In the Split-Q scheme, the task of computing any given row of the output matrix S (e.g., the i-th row) is entirely assigned to the single warp that owns the i-th row of Q. Thus, the work of each warp is naturally divided by "output row," making their computations completely independent and free of interference, eliminating the need for inter-warp communication via SRAM for intermediate results.

When the computational load is large, this cross-warp reduction operation becomes a performance bottleneck because it introduces extra shared memory reads/writes and synchronization overhead.

Conclusion¶

In the context of not altering the underlying mathematical principles of an algorithm, achieving algorithm-hardware co-design through a deep understanding of computer architecture (especially the memory hierarchy) is a common paradigm for attaining peak performance.

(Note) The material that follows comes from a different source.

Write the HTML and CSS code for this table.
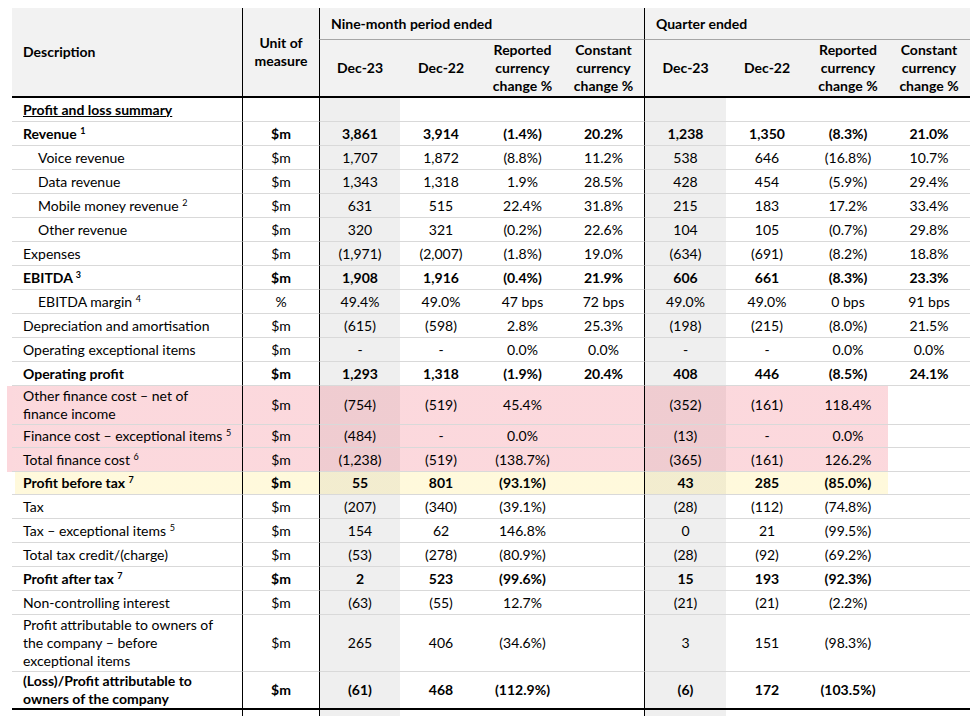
FILE: index.html
```html
<!DOCTYPE html>
<html lang="en">
<head>
<meta charset="utf-8">
<title>Profit and loss summary</title>
<link rel="stylesheet" href="styles.css">
</head>
<body>
<div class="page">
<table class="fin">
  <colgroup>
    <col class="c-desc"><col class="c-unit">
    <col class="c-a"><col class="c-b"><col class="c-a"><col class="c-a">
    <col class="c-b"><col class="c-b"><col class="c-c"><col class="c-b">
  </colgroup>
  <thead>
    <tr class="h1">
      <th rowspan="2" class="desc">Description</th>
      <th rowspan="2" class="unit">Unit of<br>measure</th>
      <th colspan="4" class="grp">Nine-month period ended</th>
      <th colspan="4" class="grp">Quarter ended</th>
    </tr>
    <tr class="h2">
      <th class="first">Dec-23</th>
      <th>Dec-22</th>
      <th>Reported<br>currency<br>change %</th>
      <th>Constant<br>currency<br>change %</th>
      <th class="first">Dec-23</th>
      <th>Dec-22</th>
      <th>Reported<br>currency<br>change %</th>
      <th>Constant<br>currency<br>change %</th>
    </tr>
  </thead>
  <tbody>
    <tr class="b"><td><span class="title">Profit and loss summary</span></td><td></td><td></td><td></td><td></td><td></td><td></td><td></td><td></td><td></td></tr>
    <tr class="b"><td>Revenue <sup>1</sup></td><td>$m</td><td>3,861</td><td>3,914</td><td>(1.4%)</td><td>20.2%</td><td>1,238</td><td>1,350</td><td>(8.3%)</td><td>21.0%</td></tr>
    <tr><td class="ind">Voice revenue</td><td>$m</td><td>1,707</td><td>1,872</td><td>(8.8%)</td><td>11.2%</td><td>538</td><td>646</td><td>(16.8%)</td><td>10.7%</td></tr>
    <tr><td class="ind">Data revenue</td><td>$m</td><td>1,343</td><td>1,318</td><td>1.9%</td><td>28.5%</td><td>428</td><td>454</td><td>(5.9%)</td><td>29.4%</td></tr>
    <tr><td class="ind">Mobile money revenue <sup>2</sup></td><td>$m</td><td>631</td><td>515</td><td>22.4%</td><td>31.8%</td><td>215</td><td>183</td><td>17.2%</td><td>33.4%</td></tr>
    <tr><td class="ind">Other revenue</td><td>$m</td><td>320</td><td>321</td><td>(0.2%)</td><td>22.6%</td><td>104</td><td>105</td><td>(0.7%)</td><td>29.8%</td></tr>
    <tr><td>Expenses</td><td>$m</td><td>(1,971)</td><td>(2,007)</td><td>(1.8%)</td><td>19.0%</td><td>(634)</td><td>(691)</td><td>(8.2%)</td><td>18.8%</td></tr>
    <tr class="b"><td>EBITDA <sup>3</sup></td><td>$m</td><td>1,908</td><td>1,916</td><td>(0.4%)</td><td>21.9%</td><td>606</td><td>661</td><td>(8.3%)</td><td>23.3%</td></tr>
    <tr><td class="ind">EBITDA margin <sup>4</sup></td><td>%</td><td>49.4%</td><td>49.0%</td><td>47 bps</td><td>72 bps</td><td>49.0%</td><td>49.0%</td><td>0 bps</td><td>91 bps</td></tr>
    <tr><td>Depreciation and amortisation</td><td>$m</td><td>(615)</td><td>(598)</td><td>2.8%</td><td>25.3%</td><td>(198)</td><td>(215)</td><td>(8.0%)</td><td>21.5%</td></tr>
    <tr><td>Operating exceptional items</td><td>$m</td><td>-</td><td>-</td><td>0.0%</td><td>0.0%</td><td>-</td><td>-</td><td>0.0%</td><td>0.0%</td></tr>
    <tr class="b"><td>Operating profit</td><td>$m</td><td>1,293</td><td>1,318</td><td>(1.9%)</td><td>20.4%</td><td>408</td><td>446</td><td>(8.5%)</td><td>24.1%</td></tr>
    <tr class="hl-r r-two"><td>Other finance cost – net of<br>finance income</td><td>$m</td><td>(754)</td><td>(519)</td><td>45.4%</td><td></td><td>(352)</td><td>(161)</td><td>118.4%</td><td></td></tr>
    <tr class="hl-r r-short"><td>Finance cost – exceptional items <sup>5</sup></td><td>$m</td><td>(484)</td><td>-</td><td>0.0%</td><td></td><td>(13)</td><td>-</td><td>0.0%</td><td></td></tr>
    <tr class="hl-r"><td>Total finance cost <sup>6</sup></td><td>$m</td><td>(1,238)</td><td>(519)</td><td>(138.7%)</td><td></td><td>(365)</td><td>(161)</td><td>126.2%</td><td></td></tr>
    <tr class="b hl-y r-short"><td>Profit before tax <sup>7</sup></td><td>$m</td><td>55</td><td>801</td><td>(93.1%)</td><td></td><td>43</td><td>285</td><td>(85.0%)</td><td></td></tr>
    <tr><td>Tax</td><td>$m</td><td>(207)</td><td>(340)</td><td>(39.1%)</td><td></td><td>(28)</td><td>(112)</td><td>(74.8%)</td><td></td></tr>
    <tr><td>Tax – exceptional items <sup>5</sup></td><td>$m</td><td>154</td><td>62</td><td>146.8%</td><td></td><td>0</td><td>21</td><td>(99.5%)</td><td></td></tr>
    <tr><td>Total tax credit/(charge)</td><td>$m</td><td>(53)</td><td>(278)</td><td>(80.9%)</td><td></td><td>(28)</td><td>(92)</td><td>(69.2%)</td><td></td></tr>
    <tr class="b"><td>Profit after tax <sup>7</sup></td><td>$m</td><td>2</td><td>523</td><td>(99.6%)</td><td></td><td>15</td><td>193</td><td>(92.3%)</td><td></td></tr>
    <tr><td>Non-controlling interest</td><td>$m</td><td>(63)</td><td>(55)</td><td>12.7%</td><td></td><td>(21)</td><td>(21)</td><td>(2.2%)</td><td></td></tr>
    <tr class="r-three"><td>Profit attributable to owners of<br>the company – before<br>exceptional items</td><td>$m</td><td>265</td><td>406</td><td>(34.6%)</td><td></td><td>3</td><td>151</td><td>(98.3%)</td><td></td></tr>
    <tr class="b end"><td>(Loss)/Profit attributable to<br>owners of the company</td><td>$m</td><td>(61)</td><td>468</td><td>(112.9%)</td><td></td><td>(6)</td><td>172</td><td>(103.5%)</td><td></td></tr>
    <tr class="filler"><td></td><td></td><td></td><td></td><td></td><td></td><td></td><td></td><td></td><td></td></tr>
  </tbody>
</table>
</div>
</body>
</html>
```

FILE: styles.css
```css
* {
  box-sizing: border-box;
}

html,
body {
  margin: 0;
  padding: 0;
  background: #ffffff;
}

body {
  font-family: Lato, "Liberation Sans", sans-serif;
  font-size: 14px;
  color: #000000;
}

.page {
  width: 970px;
  height: 716px;
  overflow: hidden;
  padding: 8px 0 0 12px;
}

.fin {
  border-collapse: separate;
  border-spacing: 0;
  table-layout: fixed;
  width: 958px;
  line-height: 18px;
}

.c-desc { width: 230px; }
.c-unit { width: 77px; }
.c-a { width: 81px; }
.c-b { width: 82px; }
.c-c { width: 80px; }

.fin th,
.fin td {
  padding: 0;
  text-align: center;
  vertical-align: middle;
  font-weight: 400;
  white-space: nowrap;
}

/* Header */
.fin thead th {
  background: #f2f2f2;
  font-weight: 700;
}

.h1 { height: 32px; }
.h2 { height: 58px; }

.fin th.desc {
  text-align: left;
  padding-left: 11px;
  border-bottom: 2px solid #000;
}

.fin th.unit {
  border-left: 1px solid #000;
  border-bottom: 2px solid #000;
}

.fin th.grp {
  text-align: left;
  padding-left: 11px;
  border-left: 1px solid #000;
  border-bottom: 1px solid #a6a6a6;
}

.h2 th {
  border-bottom: 2px solid #000;
}

.h2 th.first {
  border-left: 1px solid #000;
}

/* Body */
.fin tbody tr { height: 24px; }
.fin tbody tr.r-short { height: 23px; }
.fin tbody tr.r-two { height: 39px; }
.fin tbody tr.r-three { height: 57px; }
.fin tbody tr.end { height: 38px; }
.fin tbody tr.filler { height: 20px; }

.fin tbody td {
  border-bottom: 1px solid #d9d9d9;
}

.fin tbody td:first-child {
  text-align: left;
  padding-left: 11px;
}

.fin tbody td.ind {
  padding-left: 26px;
}

.fin tbody td:nth-child(2) {
  border-left: 1px solid #000;
}

.fin tbody td:nth-child(3),
.fin tbody td:nth-child(7) {
  border-left: 1px solid #000;
  background-color: #efefef;
}

.fin tbody tr.b td {
  font-weight: 700;
}

.title {
  text-decoration: underline;
}

.fin sup {
  font-size: 9px;
  line-height: 0;
  vertical-align: 5px;
}

.fin tbody tr.end td {
  border-bottom: 2px solid #000;
}

.fin tbody tr.filler td {
  border-bottom: none;
}

/* Highlighted rows */
.fin tbody tr.hl-r td:not(:last-child) {
  background-image: linear-gradient(rgba(240, 80, 100, 0.22), rgba(240, 80, 100, 0.22));
}

.fin tbody tr.hl-r td:first-child {
  box-shadow: -5px 0 0 rgb(252, 216, 221);
}

.fin tbody tr.hl-y td:not(:last-child) {
  background-image: linear-gradient(rgba(255, 228, 95, 0.22), rgba(255, 228, 95, 0.22));
}

.fin tbody tr.hl-y td:first-child {
  background-image: linear-gradient(to right, transparent 3px, rgba(255, 228, 95, 0.22) 3px);
}
```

To perform deep performance optimization, one must first have a thorough understanding of the underlying hardware architecture and adjust the algorithm's implementation accordingly. Finding mathematically equivalent transformations that allow the algorithm's implementation to better match the hardware's characteristics is undoubtedly the ideal optimization path.

Furthermore, in scenarios where precision requirements are less strict, one can leverage the intrinsic properties of data (such as sparsity) to perform approximate computing for even greater performance gains.